## RECORDS FOR THIS EXERCISE
--- Begin ---
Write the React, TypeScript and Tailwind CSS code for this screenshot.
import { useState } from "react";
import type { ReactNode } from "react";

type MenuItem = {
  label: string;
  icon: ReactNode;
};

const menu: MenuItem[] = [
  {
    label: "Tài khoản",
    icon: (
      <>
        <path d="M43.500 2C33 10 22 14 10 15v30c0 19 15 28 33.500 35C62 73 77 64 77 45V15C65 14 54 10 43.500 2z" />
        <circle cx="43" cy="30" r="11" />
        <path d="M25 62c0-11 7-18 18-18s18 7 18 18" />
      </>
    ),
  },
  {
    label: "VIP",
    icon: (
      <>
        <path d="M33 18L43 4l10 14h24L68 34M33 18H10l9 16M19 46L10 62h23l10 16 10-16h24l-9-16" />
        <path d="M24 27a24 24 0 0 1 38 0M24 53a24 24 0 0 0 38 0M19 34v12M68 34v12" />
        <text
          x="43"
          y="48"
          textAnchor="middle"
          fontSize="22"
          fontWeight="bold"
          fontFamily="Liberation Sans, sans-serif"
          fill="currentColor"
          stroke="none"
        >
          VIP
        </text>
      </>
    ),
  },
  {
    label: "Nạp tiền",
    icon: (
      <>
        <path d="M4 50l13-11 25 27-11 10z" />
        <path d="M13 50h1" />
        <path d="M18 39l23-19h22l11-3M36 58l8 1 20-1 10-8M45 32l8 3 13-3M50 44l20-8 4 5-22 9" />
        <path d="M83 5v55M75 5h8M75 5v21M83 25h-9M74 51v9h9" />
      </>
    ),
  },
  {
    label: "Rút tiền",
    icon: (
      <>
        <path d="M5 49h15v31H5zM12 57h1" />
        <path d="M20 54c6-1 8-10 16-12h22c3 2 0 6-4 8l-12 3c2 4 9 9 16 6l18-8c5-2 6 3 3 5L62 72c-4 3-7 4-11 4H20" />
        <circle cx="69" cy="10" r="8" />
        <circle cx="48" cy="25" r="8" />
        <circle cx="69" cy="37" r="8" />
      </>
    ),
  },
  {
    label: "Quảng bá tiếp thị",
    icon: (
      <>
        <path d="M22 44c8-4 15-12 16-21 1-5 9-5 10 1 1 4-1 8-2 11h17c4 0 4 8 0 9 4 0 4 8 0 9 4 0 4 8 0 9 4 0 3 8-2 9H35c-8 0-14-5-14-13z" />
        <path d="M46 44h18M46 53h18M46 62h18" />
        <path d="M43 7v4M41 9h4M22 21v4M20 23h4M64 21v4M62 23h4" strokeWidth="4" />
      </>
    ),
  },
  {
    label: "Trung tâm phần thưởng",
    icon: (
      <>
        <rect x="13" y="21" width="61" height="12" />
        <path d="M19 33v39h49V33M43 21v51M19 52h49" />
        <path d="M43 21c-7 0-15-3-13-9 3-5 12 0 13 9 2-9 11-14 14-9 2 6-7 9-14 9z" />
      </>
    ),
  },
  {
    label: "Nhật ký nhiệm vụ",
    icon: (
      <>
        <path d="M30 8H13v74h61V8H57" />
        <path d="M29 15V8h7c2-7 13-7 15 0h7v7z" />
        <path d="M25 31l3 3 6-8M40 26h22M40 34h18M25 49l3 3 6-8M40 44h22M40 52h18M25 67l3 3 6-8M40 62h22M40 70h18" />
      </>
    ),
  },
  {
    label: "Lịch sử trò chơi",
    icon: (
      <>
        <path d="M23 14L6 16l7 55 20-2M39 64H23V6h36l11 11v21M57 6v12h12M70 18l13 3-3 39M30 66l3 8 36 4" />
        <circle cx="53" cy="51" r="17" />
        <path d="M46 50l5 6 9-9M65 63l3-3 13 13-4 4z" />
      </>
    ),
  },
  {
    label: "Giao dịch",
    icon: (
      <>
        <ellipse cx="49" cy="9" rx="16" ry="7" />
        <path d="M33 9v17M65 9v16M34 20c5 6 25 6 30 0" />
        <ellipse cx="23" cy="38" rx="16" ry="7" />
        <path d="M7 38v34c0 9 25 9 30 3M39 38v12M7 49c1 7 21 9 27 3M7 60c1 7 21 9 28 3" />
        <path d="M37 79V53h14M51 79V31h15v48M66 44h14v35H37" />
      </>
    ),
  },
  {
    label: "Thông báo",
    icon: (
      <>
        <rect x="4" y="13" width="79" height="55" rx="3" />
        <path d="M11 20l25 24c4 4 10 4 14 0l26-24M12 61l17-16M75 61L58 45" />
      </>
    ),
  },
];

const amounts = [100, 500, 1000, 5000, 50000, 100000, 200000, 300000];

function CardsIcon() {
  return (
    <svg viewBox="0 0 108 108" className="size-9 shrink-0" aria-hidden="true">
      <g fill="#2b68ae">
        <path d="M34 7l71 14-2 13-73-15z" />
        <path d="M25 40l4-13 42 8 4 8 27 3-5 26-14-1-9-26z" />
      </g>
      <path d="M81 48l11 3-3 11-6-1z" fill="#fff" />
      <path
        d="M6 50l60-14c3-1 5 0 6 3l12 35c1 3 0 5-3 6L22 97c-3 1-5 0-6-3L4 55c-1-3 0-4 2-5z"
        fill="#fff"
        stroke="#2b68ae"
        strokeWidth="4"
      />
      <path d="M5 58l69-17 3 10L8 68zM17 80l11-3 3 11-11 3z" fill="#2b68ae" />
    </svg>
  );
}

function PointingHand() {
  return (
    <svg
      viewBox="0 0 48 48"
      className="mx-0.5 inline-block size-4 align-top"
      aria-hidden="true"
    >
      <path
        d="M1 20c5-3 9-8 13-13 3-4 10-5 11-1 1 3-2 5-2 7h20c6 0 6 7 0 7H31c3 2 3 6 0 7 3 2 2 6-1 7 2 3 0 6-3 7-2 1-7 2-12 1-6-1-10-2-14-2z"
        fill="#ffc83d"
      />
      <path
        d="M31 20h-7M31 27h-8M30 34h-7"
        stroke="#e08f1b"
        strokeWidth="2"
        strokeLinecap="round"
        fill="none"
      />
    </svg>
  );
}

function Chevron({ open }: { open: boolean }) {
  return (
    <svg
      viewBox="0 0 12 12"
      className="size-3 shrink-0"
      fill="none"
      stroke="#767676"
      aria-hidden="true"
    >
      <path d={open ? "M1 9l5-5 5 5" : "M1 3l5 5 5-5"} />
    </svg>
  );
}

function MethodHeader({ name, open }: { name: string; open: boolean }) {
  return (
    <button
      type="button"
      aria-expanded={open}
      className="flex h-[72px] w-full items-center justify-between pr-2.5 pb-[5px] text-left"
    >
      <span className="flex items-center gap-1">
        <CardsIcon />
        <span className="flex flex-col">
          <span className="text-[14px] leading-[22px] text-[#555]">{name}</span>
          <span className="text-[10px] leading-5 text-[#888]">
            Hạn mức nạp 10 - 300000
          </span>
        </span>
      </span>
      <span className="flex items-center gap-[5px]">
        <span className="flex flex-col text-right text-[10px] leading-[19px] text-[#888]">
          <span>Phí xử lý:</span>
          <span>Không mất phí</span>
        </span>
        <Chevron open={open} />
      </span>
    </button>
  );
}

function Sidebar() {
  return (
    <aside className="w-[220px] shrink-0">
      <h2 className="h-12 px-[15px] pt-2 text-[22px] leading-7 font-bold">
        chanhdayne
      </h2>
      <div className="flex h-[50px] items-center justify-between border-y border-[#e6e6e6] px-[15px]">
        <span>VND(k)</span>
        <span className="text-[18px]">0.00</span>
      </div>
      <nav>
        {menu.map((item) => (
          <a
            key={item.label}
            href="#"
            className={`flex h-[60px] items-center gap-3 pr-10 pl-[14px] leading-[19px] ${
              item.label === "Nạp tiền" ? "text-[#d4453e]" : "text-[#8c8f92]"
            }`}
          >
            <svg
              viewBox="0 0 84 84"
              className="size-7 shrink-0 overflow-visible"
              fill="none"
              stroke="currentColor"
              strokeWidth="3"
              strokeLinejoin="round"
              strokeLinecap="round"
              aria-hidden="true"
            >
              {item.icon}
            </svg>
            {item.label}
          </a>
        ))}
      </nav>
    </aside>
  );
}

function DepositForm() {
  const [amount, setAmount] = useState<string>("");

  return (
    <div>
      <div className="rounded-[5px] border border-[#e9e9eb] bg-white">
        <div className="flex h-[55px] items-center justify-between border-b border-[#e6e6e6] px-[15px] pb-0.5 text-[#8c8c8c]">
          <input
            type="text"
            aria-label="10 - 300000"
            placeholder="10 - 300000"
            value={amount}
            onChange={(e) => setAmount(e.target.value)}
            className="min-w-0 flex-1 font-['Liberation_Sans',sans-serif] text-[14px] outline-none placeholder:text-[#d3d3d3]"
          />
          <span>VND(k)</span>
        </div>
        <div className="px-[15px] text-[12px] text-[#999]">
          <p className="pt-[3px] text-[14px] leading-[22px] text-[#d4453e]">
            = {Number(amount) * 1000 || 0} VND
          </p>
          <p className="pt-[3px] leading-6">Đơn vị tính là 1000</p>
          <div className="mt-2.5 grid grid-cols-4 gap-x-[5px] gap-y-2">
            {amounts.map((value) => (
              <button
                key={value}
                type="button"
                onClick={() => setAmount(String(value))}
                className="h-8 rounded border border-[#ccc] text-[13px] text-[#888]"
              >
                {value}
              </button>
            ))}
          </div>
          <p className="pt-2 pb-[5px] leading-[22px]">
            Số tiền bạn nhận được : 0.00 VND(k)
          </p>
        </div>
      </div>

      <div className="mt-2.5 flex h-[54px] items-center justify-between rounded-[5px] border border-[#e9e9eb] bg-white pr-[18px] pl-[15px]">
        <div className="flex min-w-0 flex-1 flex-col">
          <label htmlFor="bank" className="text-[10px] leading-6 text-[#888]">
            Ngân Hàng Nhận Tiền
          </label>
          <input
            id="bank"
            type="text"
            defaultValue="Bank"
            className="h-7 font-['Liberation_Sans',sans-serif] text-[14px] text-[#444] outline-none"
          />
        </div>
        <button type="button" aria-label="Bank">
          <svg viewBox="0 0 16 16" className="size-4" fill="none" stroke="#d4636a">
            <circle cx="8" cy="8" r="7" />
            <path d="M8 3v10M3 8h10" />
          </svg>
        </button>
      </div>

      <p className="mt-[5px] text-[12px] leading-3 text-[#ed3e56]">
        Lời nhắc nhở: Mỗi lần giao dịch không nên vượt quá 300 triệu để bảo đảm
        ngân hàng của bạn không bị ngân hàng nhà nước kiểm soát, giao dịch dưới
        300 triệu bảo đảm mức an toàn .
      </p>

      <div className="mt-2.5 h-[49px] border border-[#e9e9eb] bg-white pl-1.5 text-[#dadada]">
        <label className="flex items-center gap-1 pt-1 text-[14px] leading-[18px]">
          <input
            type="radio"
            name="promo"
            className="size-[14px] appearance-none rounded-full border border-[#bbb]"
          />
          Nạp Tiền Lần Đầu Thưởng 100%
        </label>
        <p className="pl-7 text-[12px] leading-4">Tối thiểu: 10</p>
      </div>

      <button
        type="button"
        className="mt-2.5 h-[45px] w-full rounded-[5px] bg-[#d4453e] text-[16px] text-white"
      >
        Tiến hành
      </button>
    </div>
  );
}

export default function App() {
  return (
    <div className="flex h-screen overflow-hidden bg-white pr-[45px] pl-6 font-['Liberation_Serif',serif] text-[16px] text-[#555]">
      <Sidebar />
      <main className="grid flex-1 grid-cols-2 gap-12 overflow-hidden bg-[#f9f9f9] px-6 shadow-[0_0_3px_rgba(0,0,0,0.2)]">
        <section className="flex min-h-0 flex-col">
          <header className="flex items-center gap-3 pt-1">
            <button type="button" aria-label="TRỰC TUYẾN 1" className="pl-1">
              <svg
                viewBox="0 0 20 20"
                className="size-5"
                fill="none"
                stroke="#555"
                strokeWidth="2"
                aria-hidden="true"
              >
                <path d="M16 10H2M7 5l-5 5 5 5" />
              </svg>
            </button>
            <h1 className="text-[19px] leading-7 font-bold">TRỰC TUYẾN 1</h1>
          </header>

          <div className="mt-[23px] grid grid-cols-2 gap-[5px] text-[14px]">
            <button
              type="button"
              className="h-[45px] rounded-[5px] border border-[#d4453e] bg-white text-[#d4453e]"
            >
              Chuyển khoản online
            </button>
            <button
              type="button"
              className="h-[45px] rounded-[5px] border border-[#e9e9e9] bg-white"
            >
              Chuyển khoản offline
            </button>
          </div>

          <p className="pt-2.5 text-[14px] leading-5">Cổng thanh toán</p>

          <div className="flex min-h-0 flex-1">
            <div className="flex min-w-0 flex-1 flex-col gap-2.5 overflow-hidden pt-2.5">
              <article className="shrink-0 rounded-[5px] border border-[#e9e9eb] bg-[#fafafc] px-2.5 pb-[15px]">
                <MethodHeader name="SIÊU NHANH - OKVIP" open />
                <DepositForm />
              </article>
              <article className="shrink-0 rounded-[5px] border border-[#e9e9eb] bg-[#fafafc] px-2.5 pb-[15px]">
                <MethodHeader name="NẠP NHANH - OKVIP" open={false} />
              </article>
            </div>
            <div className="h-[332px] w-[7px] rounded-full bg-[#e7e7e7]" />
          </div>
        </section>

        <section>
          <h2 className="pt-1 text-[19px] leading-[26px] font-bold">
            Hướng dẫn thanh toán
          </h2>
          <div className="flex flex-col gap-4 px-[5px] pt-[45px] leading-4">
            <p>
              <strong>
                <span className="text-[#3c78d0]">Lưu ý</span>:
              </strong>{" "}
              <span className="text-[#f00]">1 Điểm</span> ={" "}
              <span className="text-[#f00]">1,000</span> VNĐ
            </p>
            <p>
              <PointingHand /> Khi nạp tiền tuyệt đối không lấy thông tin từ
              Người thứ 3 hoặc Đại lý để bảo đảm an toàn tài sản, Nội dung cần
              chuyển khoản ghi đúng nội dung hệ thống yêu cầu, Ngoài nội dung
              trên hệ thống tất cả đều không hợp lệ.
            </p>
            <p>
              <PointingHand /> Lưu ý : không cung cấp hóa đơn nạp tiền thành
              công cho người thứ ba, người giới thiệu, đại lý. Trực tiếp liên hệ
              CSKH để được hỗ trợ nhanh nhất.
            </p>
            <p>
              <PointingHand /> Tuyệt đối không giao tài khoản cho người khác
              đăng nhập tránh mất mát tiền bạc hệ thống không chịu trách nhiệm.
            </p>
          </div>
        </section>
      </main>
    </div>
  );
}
--- End ---
--- Begin ---
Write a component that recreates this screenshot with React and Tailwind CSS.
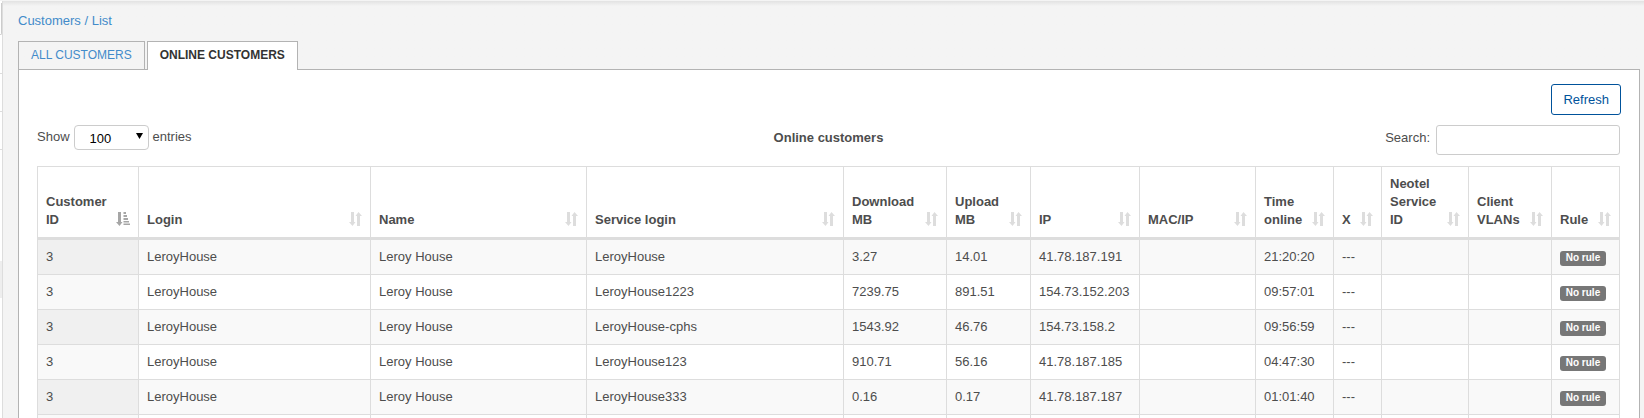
--- End ---
## INSTRUCTIONS TO FOLLOW
Which lines hold the string "Write"? List them all.

## FINISHED EXERCISE
Write the React, TypeScript and Tailwind CSS code for this screenshot.
Write a component that recreates this screenshot with React and Tailwind CSS.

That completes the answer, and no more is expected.